OSLO (Reuters) - The European Aviation Safety Authority on Thursday grounded Airbus H225 LP and AS332 L2 Super Puma helicopters following the discovery of metal fatigue in the gearbox of a Super Puma that fatally crashed in Norway on April 29.
The flight ban was announced after Norway’s Civil Aviation Authority earlier extended its ban on flying the aircraft to include search and rescue missions.
The Super Pumas, a workhorse of the offshore oil industry, were banned from commercial traffic in Norway and Britain following the accident, but hitherto search and rescue missions had still been allowed.
“EASA has decided to prohibit all flights by the Airbus H225 LP and AS332 L2 helicopters as a precautionary measure and until further information is available,” EASA said in a statement.
In the April 29 crash the H225 Super Puma’s main rotor blades separated from the aircraft as it was ferrying passengers from a Norwegian offshore oil platform operated by Statoil. All 13 people on board were killed.
The findings were published in a preliminary report by Accident Investigation Board Norway (AIBN) on Wednesday, which urged EASA to take immediate action to ensure the safety of the helicopter’s main gearbox.
Statoil said in a separate statement it would find other ways of operating its emergency services for the Oseberg Field Centre and Statfjord B platforms in the North Sea.
“Statoil is currently mobilizing the necessary resources to safeguard preparedness requirements,” the company said.
The helicopter that crashed in April was working for the Norwegian firm and operated by Canadia-based group CHC Helicopter [CHCEL.UL].
CHC said it welcomed the latest report from the AIBN and that it had suspended all flights by the H225 aircraft as a result, even before the Norwegian ban was announced.
Airbus Helicopters declined to comment further as the investigation continues, a spokesman said on Thursday.
Investigators have ruled out human error, saying the crash was caused by a technical fault.
On Wednesday the AIBN said it had found metallurgical evidence “strongly consistent with fatigue” in a part of the gearbox, while adding it was focussing simultaneously on several different scenarios for the crash.

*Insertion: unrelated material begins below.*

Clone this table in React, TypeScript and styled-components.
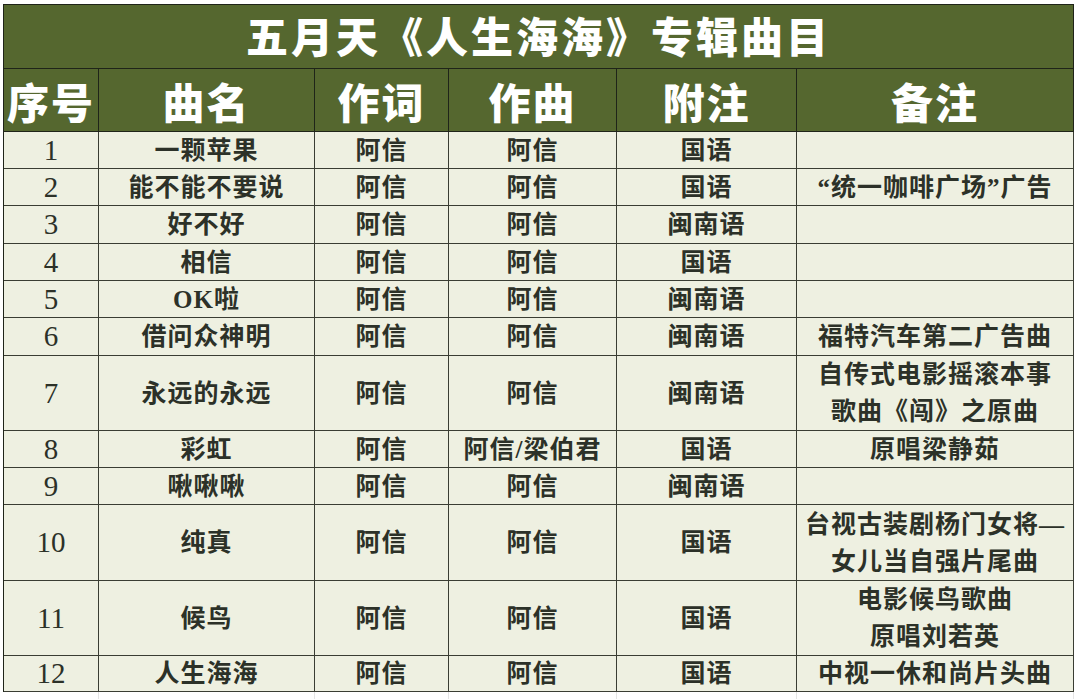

Previous Super Puma incidents linked to gearbox problems included a 2009 crash off Peterhead, Scotland, in which the rotor also flew off and 16 people died.
Airbus Helicopters told operators in a bulletin this week that there were “significant elements” differing from the 2009 crash, according to a copy seen by Reuters.
It placed most emphasis on a possible failure of one of the struts holding the rotors to the aircraft, saying that could have been caused by either faulty bolts or missing safety pins.
Design and production are the responsibility of Airbus Helicopters; maintenance is handled by CHC.